Sidney Shupaks journey from pickle-maker to barn preservationist took nearly 30 years. He was one of four brothers and two sisters who inherited the Louis Shupak Pickle Company from their Russian-immigrant parents. He had met my mother in French class at Temple University and fell hopelessly in love when he first heard her play the piano. She was trained in the classics and could have been a concert pianist, had she not married Dad in 1939. Mother taught music in junior high school and gave piano lessons to private pupils. Dad had had some classical piano training as a teenager but his forte would become self-taught jazz and popular music. He authored the lyrics and music of more than 100 popular songs, some of which were performed in Philadelphia in the 1960s and 1970s at the Society Hill Theatre, the Level II cabaret theater, and Theater Center Philadelphia. Three satirical skits and six of his songs were included in CBS-TV's "Repertory Workshop," nationally broadcast in 1965.
Dad's musical, artistic and literary talents would not be developed until fate and family disagreements liberated him in 1949 from the brutal, 24-hour demands of the pickle business.
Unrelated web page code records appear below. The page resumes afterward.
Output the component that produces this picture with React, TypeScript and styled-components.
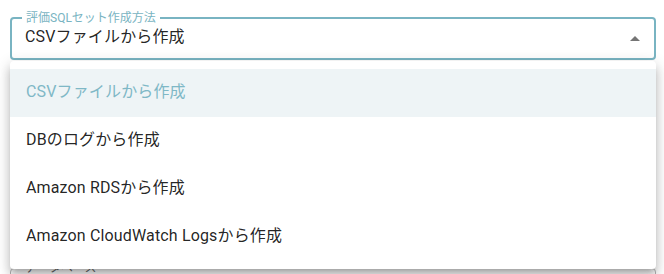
import styled, { createGlobalStyle } from 'styled-components'

// Global

const GlobalStyle = createGlobalStyle`
  html, body {
    margin: 0;
    padding: 0;
    background: #fff;
    font-family: Roboto, "Noto Sans CJK JP", "Noto Sans", sans-serif;
  }
`

// Types

interface IStyledItem {
  selected: boolean
}

interface IStyledField {
  focused: boolean
}

// Styles

const Page = styled.div`
  position: relative;
  display: flex;
  flex-direction: column;
  gap: 208px;
  padding: 17px 8px 0 10px;
  height: 274px;
  box-sizing: border-box;
  overflow: hidden;
`

const Field = styled.div<IStyledField>`
  position: relative;
  display: flex;
  align-items: center;
  height: 43px;
  padding: 0 7px 0 13px;
  border: ${p => (p.focused ? '2px solid #79b4c2' : '1px solid #b5b5b5')};
  border-radius: 4px;
  box-sizing: border-box;
  flex-shrink: 0;
`

const Label = styled.span<IStyledField>`
  position: absolute;
  top: -9px;
  left: 10px;
  padding: 0 4px;
  background: #fff;
  font-size: 12px;
  line-height: 16px;
  color: ${p => (p.focused ? '#79b4c2' : 'rgba(0,0,0,0.6)')};
`

const Value = styled.span`
  flex: 1;
  font-size: 16px;
  line-height: 20px;
  letter-spacing: 0.15px;
  color: rgba(0, 0, 0, 0.87);
  margin-top: -3px;
`

const Arrow = styled.svg`
  width: 24px;
  height: 24px;
  fill: rgba(0, 0, 0, 0.54);
`

const Menu = styled.ul`
  position: absolute;
  top: 61px;
  left: 10px;
  width: 646px;
  margin: 0;
  padding: 8px 0;
  list-style: none;
  background: #fff;
  border-radius: 4px;
  box-shadow: 0px 5px 5px -3px rgba(0, 0, 0, 0.2), 0px 8px 10px 1px rgba(0, 0, 0, 0.14),
    0px 3px 14px 2px rgba(0, 0, 0, 0.12);
  z-index: 10;
`

const Item = styled.li<IStyledItem>`
  display: flex;
  align-items: center;
  height: 48px;
  padding: 0 16px 3px;
  box-sizing: border-box;
  font-size: 16px;
  line-height: 20px;
  letter-spacing: 0.15px;
  color: ${p => (p.selected ? '#7fb8c6' : 'rgba(0,0,0,0.87)')};
  background: ${p => (p.selected ? '#eef4f6' : 'transparent')};
`

// Data

const options = [
  'CSVファイルから作成',
  'DBのログから作成',
  'Amazon RDSから作成',
  'Amazon CloudWatch Logsから作成',
]

// Component

export default function App() {
  return (
    <>
      <GlobalStyle />
      <Page>
        <Field focused>
          <Label focused>評価SQLセット作成方法</Label>
          <Value>{options[0]}</Value>
          <Arrow viewBox="0 0 24 24">
            <path d="M7 14l5-5 5 5z" />
          </Arrow>
        </Field>
        <Field focused={false}>
          <Label focused={false}>データベース</Label>
        </Field>
        <Menu>
          {options.map((o, i) => (
            <Item key={o} selected={i === 0}>
              {o}
            </Item>
          ))}
        </Menu>
      </Page>
    </>
  )
}
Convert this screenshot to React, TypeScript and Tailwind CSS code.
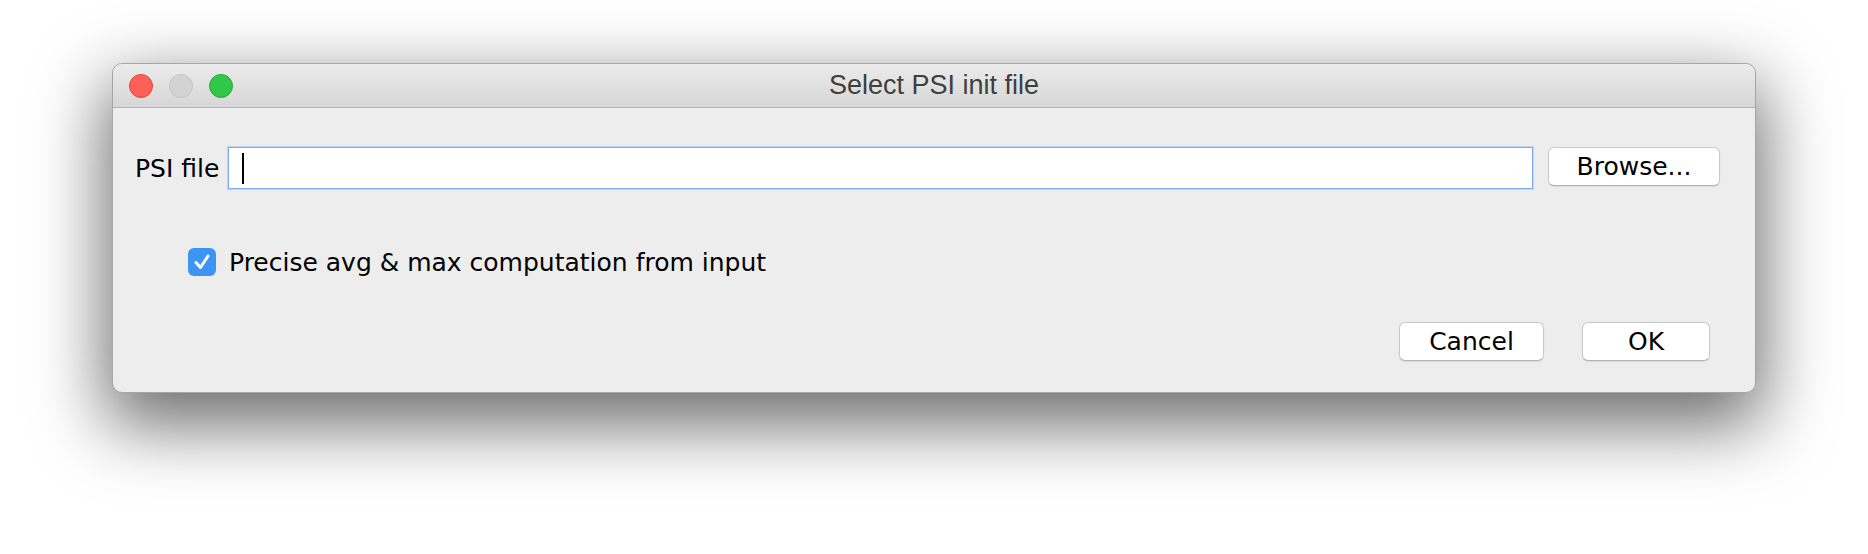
import React from "react";

const uiFont = { fontFamily: '"DejaVu Sans", "Liberation Sans", sans-serif' };

function TrafficLights() {
  return (
    <div className="flex items-center gap-[16px] pl-[16px]">
      <span className="block h-[24px] w-[24px] rounded-full border border-[#e0443e] bg-[#fe5f57]" />
      <span className="block h-[24px] w-[24px] rounded-full border border-[#c4c4c4] bg-[#d3d3d3]" />
      <span className="block h-[24px] w-[24px] rounded-full border border-[#27a93a] bg-[#31c84a]" />
    </div>
  );
}

function MacButton({ label, width }: { label: string; width: string }) {
  return (
    <button
      className={`${width} flex h-[39px] items-center justify-center rounded-[6px] border border-[#c9c9c9] border-b-[#b3b3b3] bg-white text-[25px] leading-none text-black shadow-[0_1px_1px_rgba(0,0,0,0.08)]`}
      style={uiFont}
    >
      {label}
    </button>
  );
}

function CheckIcon() {
  return (
    <svg width="22" height="22" viewBox="0 0 22 22" fill="none">
      <path d="M5 11.5 L9.5 16.5 L17 5" stroke="white" strokeWidth="3" strokeLinecap="round" strokeLinejoin="round" />
    </svg>
  );
}

export default function App() {
  return (
    <div className="h-[554px] w-[1868px] overflow-hidden bg-white pl-[112px] pt-[63px]">
      <div className="flex h-[330px] w-[1644px] flex-col rounded-[10px] border border-[#a6a6a6] bg-[#ededed] shadow-[0_26px_70px_6px_rgba(0,0,0,0.58)]">
        {/* title bar */}
        <div className="grid h-[44px] grid-cols-[1fr_auto_1fr] items-center rounded-t-[10px] border-b border-[#b4b4b4] bg-gradient-to-b from-[#ececec] to-[#d6d6d6]">
          <TrafficLights />
          <div className="text-[27px] leading-none text-[#3f3f3f]" style={{ fontFamily: '"Liberation Sans", Arial, sans-serif' }}>
            Select PSI init file
          </div>
          <div />
        </div>

        {/* body */}
        <div className="flex flex-1 flex-col" style={uiFont}>
          <div className="flex items-center pl-[22px] pr-[35px] pt-[39px]">
            <span className="text-[25px] leading-none text-black">PSI file</span>
            <div className="ml-[9px] flex h-[42px] flex-1 items-center border border-[#7eaaf0] bg-white pl-[13px] shadow-[0_0_0_1px_rgba(126,170,240,0.35)]">
              <span className="block h-[31px] w-[2px] bg-black" />
            </div>
            <div className="ml-[15px] self-start">
              <MacButton label="Browse..." width="w-[172px]" />
            </div>
          </div>

          <div className="flex items-center pl-[75px] pt-[59px]">
            <span className="flex h-[28px] w-[28px] items-center justify-center rounded-[6px] bg-[#3b95f7]">
              <CheckIcon />
            </span>
            <span className="ml-[13px] text-[25px] leading-none text-black">Precise avg &amp; max computation from input</span>
          </div>

          <div className="flex justify-end gap-[38px] pr-[45px] pt-[46px]">
            <MacButton label="Cancel" width="w-[145px]" />
            <MacButton label="OK" width="w-[128px]" />
          </div>
        </div>
      </div>
    </div>
  );
}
After a decade of trial and error, he settled on a career as a sales representative for the North American Plywood Corporation. This choice was no accident. Not only was Dad acting out of his secret love for wood, he also wanted a flexible work schedule that would permit him time to pursue the arts. His apartment was filled with wooden sculptures suspended by string from the ceiling to twirl with air currents works embodying mathematical curves such as the ellipse, the hyperbola and the parabola. These three-dimensional creations grew out of years of experimentation with a genre of two-dimensional painting called Mathematical Operation Art or MopArt. A few samples from Dad's huge collection of MopArt were displayed at Philadelphia's Franklin Institute in 1982.
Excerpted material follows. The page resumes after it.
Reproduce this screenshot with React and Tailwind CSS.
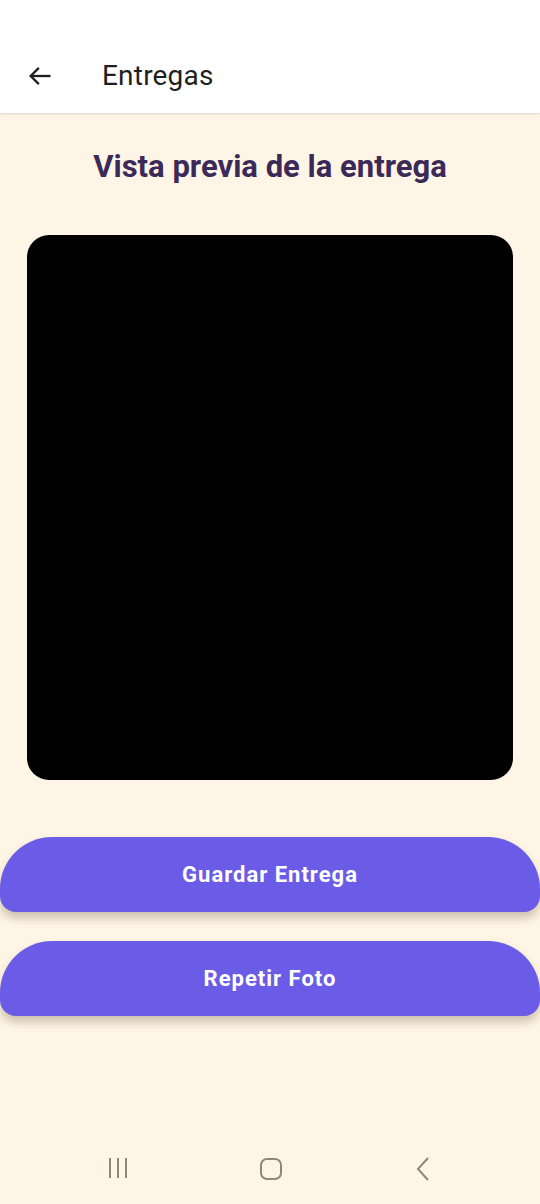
import React from "react";

export default function App() {
  return (
    <div className="w-[540px] h-[1204px] flex flex-col bg-[#fff5e6] font-['Roboto',sans-serif] overflow-hidden">
      {/* Header */}
      <header className="h-[114px] bg-white flex items-end pb-[19px] border-b border-[#e6e0d8] shadow-[0_1px_2px_rgba(0,0,0,0.06)]">
        <div className="flex items-center pl-[26px]">
          <svg width="28" height="28" viewBox="0 0 24 24" fill="none" stroke="#1f1f1f" strokeWidth="2" strokeLinecap="square">
            <path d="M20 12H5" />
            <path d="M11 5l-7 7 7 7" strokeLinecap="butt" />
          </svg>
          <h1 className="ml-[48px] text-[28px] leading-[36px] text-[#1f1f1f] tracking-[0.2px]">Entregas</h1>
        </div>
      </header>

      {/* Content */}
      <main className="flex-1 flex flex-col">
        <h2 className="mt-[34px] text-center text-[31px] font-bold text-[#3b2a58] leading-[38px]">
          Vista previa de la entrega
        </h2>

        <div className="mt-[49px] mx-[27px] h-[545px] rounded-[22px] bg-[#020101]" />

        <div className="mt-[57px] flex flex-col gap-[29px]">
          <ActionButton label="Guardar Entrega" />
          <ActionButton label="Repetir Foto" />
        </div>
      </main>

      {/* System nav */}
      <nav className="h-[64px] flex items-start pt-[16px] justify-center gap-[126px]">
        <svg width="28" height="24" viewBox="0 0 28 24" fill="none" stroke="#8c877f" strokeWidth="2">
          <path d="M6 2v20M14 2v20M22 2v20" />
        </svg>
        <svg width="26" height="26" viewBox="0 0 26 26" fill="none" stroke="#8c877f" strokeWidth="2">
          <rect x="3" y="3" width="20" height="20" rx="6" />
        </svg>
        <svg width="26" height="26" viewBox="0 0 26 26" fill="none" stroke="#8c877f" strokeWidth="2">
          <path d="M18 2L8 13l10 11" />
        </svg>
      </nav>
    </div>
  );
}

function ActionButton({ label }) {
  return (
    <button className="h-[75px] w-full bg-[#6b5ce7] text-white text-[22px] font-bold tracking-[1px] rounded-t-[52px] rounded-b-[16px] shadow-[0_6px_10px_rgba(80,60,30,0.28)]">
      {label}
    </button>
  );
}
Sidney Shupak was a wood craftsman, creative cook, poet and writer as well as an artist. His wooden crafts were turned into a 1977 book for young people, Glue It Yourself: Woodworking Without Nails, co-authored with free-lance writer Robert Lasson. It offered step-by-step instructions for using plywood and small-dimension lumber to create trays, sewing and pencil boxes, easels and even an attache case. Dad self-published a cookbook of favorite Shupak family recipes, The Diner-Deli Cookbook, and kept a widower's journal about his adjustment to life after the death of my mother. He was in the midst of writing his memoirs when he suddenly exited this life two months short of his eightieth birthday. Dad was buried next to Mother on July 28, 1997, the same day she had passed away 17 years earlier.
Going through his personal possessions, I discovered that the barn collection had never been moved from its resting place beside the sofa. Dad had resisted my urgings that he seek a gallery to show them publicly. He was content just to gaze on the loveliness of the wooden structures he and Mother drew. He felt pleasure giving everlasting life to abandoned barns in various stages of decay. Although at the end of his life Dad earned supplemental income playing the piano and singing popular songs for senior citizens groups, he rarely sought recognition or monetary compensation for any of his art works. He was happy just to have created beauty out of the natural world, works that would live on after him for the enjoyment of future generations.